In step 425, a frame can be transmitted. In step 430, a determination can be made regarding whether the transmission was successful and/or whether the retry limit has been reached. If neither condition occurs, the method can proceed to step 435, where the method can wait a calculated back-off time determined by the active retransmission strategy. When this time expires, the frame can be retransmitted, and the method can loop back to step 430, which determines if the retransmission was successful.
When the conditions of step 430 occur, the method can proceed from step 430 to step 440, where a next frame to be transmitted can be determined. This next frame can be transmitted in step 425.
The present invention may be realized in hardware, software, or a combination of hardware and software. The present invention may be realized in a centralized fashion in one computer system or in a distributed fashion where different elements are spread across several interconnected computer systems. Any kind of computer system or other apparatus adapted for carrying out the methods described herein is suited. A typical combination of hardware and software may be a general purpose computer system with a computer program that, when being loaded and executed, controls the computer system such that it carries out the methods described herein.

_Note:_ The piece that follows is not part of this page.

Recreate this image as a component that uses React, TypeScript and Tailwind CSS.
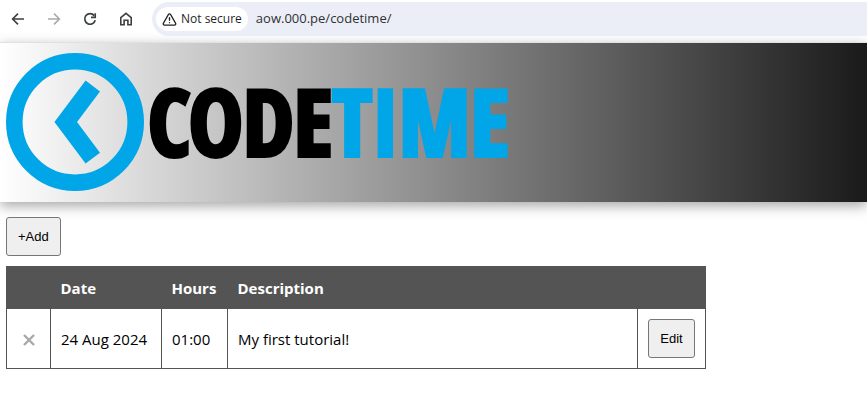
import { AlertTriangle } from 'lucide-react';

type Entry = {
  id: number;
  date: string;
  hours: string;
  description: string;
};

const entries: Entry[] = [
  { id: 1, date: '24 Aug 2024', hours: '01:00', description: 'My first tutorial!' },
];

const buttonClass =
  'h-[39px] rounded-[3px] border border-[#767676] bg-[#efefef] px-[11px] font-["Liberation_Sans",Arial,sans-serif] text-[13px] text-black hover:bg-[#e5e5e5]';

function BackIcon() {
  return (
    <svg viewBox="0 0 16 16" className="h-4 w-4" fill="none" stroke="currentColor" strokeWidth="1.6">
      <path d="M14 8H3M8 2.6 2.6 8 8 13.4" />
    </svg>
  );
}

function ReloadIcon() {
  return (
    <svg viewBox="0 0 16 16" className="h-4 w-4" fill="none" stroke="currentColor" strokeWidth="1.7">
      <path d="M12.2 4.6A5.3 5.3 0 1 0 13.2 9.2" />
      <path d="M13.2 2.2v4.2H9" />
    </svg>
  );
}

function HomeIcon() {
  return (
    <svg viewBox="0 0 16 16" className="h-4 w-4" fill="none" stroke="currentColor" strokeWidth="1.6">
      <path d="M2.8 6.6 8 2.4l5.2 4.2v7.2H9.9V9.2H6.1v4.6H2.8z" />
    </svg>
  );
}

function AddressBar() {
  return (
    <div className="flex h-[42px] items-start bg-white pt-0.5 font-['Open_Sans','Segoe_UI',sans-serif]">
      <div className="flex h-[34px] shrink-0 items-center gap-5 pr-[18px] pl-[10px] text-[#3c4043]">
        <button type="button" aria-label="Back">
          <BackIcon />
        </button>
        <button type="button" aria-label="Forward" disabled className="rotate-180 text-[#a8abad]">
          <BackIcon />
        </button>
        <button type="button" aria-label="Reload">
          <ReloadIcon />
        </button>
        <button type="button" aria-label="Home">
          <HomeIcon />
        </button>
      </div>
      <div className="flex h-[34px] min-w-0 flex-1 items-center gap-2 rounded-l-full bg-[#ebeef7] pl-1">
        <button
          type="button"
          className="flex h-6 shrink-0 items-center gap-1 rounded-full bg-white px-[6px] text-[12px] text-[#1f1f1f]"
        >
          <AlertTriangle className="h-[15px] w-[15px]" strokeWidth={2.2} />
          Not secure
        </button>
        <input
          type="text"
          aria-label="Address"
          defaultValue="aow.000.pe/codetime/"
          className="min-w-0 flex-1 bg-transparent text-[13px] text-[#303134] outline-none"
        />
      </div>
    </div>
  );
}

function Logo() {
  return (
    <a href="/codetime/" className="flex items-center gap-1">
      <svg viewBox="0 0 138 138" className="h-[138px] w-[138px] shrink-0" fill="none" stroke="#00a6e8">
        <circle cx="69" cy="69" r="60.7" strokeWidth="16.6" />
        <path d="M86.8 33 59.7 69l27.1 36.2" strokeWidth="18" />
      </svg>
      <span className="pb-0.5 font-['Open_Sans_Condensed','Roboto_Condensed',sans-serif] text-[91px] leading-none font-black text-black [-webkit-text-stroke:4px_currentColor]">
        CODE<span className="text-[#00a6e8]">TIME</span>
      </span>
    </a>
  );
}

function TimeTable() {
  return (
    <table className="w-[700px] max-w-full border-collapse border border-[#545454] text-left">
      <thead>
        <tr className="h-[42px] bg-[#545454] text-white">
          <th className="w-11" aria-label="Delete" />
          <th className="w-[111px] px-[10px] pt-0.5 font-bold">Date</th>
          <th className="w-[66px] px-[10px] pt-0.5 font-bold">Hours</th>
          <th className="px-[10px] pt-0.5 font-bold">Description</th>
          <th className="w-[68px]" aria-label="Actions" />
        </tr>
      </thead>
      <tbody>
        {entries.map((entry) => (
          <tr key={entry.id} className="h-[60px]">
            <td className="border border-[#545454] text-center">
              <button type="button" aria-label="Delete entry" className="align-middle text-[#a9a9a9]">
                <svg viewBox="0 0 12 12" className="h-3 w-3" stroke="currentColor" strokeWidth="2.4">
                  <path d="m1 1 10 10M11 1 1 11" />
                </svg>
              </button>
            </td>
            <td className="border border-[#545454] px-[10px] pt-0.5 whitespace-nowrap">{entry.date}</td>
            <td className="border border-[#545454] px-[10px] pt-0.5">{entry.hours}</td>
            <td className="border border-[#545454] px-[10px] pt-0.5">{entry.description}</td>
            <td className="border border-[#545454] text-center">
              <button type="button" className={buttonClass}>
                Edit
              </button>
            </td>
          </tr>
        ))}
      </tbody>
    </table>
  );
}

export default function App() {
  return (
    <div className="min-h-screen overflow-x-hidden bg-white">
      <AddressBar />
      <header className="border-t border-[#dfe1e3] bg-linear-to-r/srgb from-white to-[#1a1a1a] px-[6px] pt-[10px] pb-[11px] shadow-[0_4px_12px_rgba(0,0,0,0.35)]">
        <Logo />
      </header>
      <main className="flex flex-col items-start gap-[10px] px-[6px] pt-[15px] font-['Open_Sans','Segoe_UI',sans-serif] text-[15px] text-black">
        <button type="button" className={buttonClass}>
          +Add
        </button>
        <TimeTable />
      </main>
    </div>
  );
}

The present invention also may be embedded in a computer program product, which comprises all the features enabling the implementation of the methods described herein, and which when loaded in a computer system is able to carry out these methods. Computer program in the present context means any expression, in any language, code or notation, of a set of instructions intended to cause a system having an information processing capability to perform a particular function either directly or after either or both of the following: a) conversion to another language, code or notation; b) reproduction in a different material form.
This invention may be embodied in other forms without departing from the spirit or essential attributes thereof. Accordingly, reference should be made to the following claims, rather than to the foregoing specification, as indicating the scope of the invention.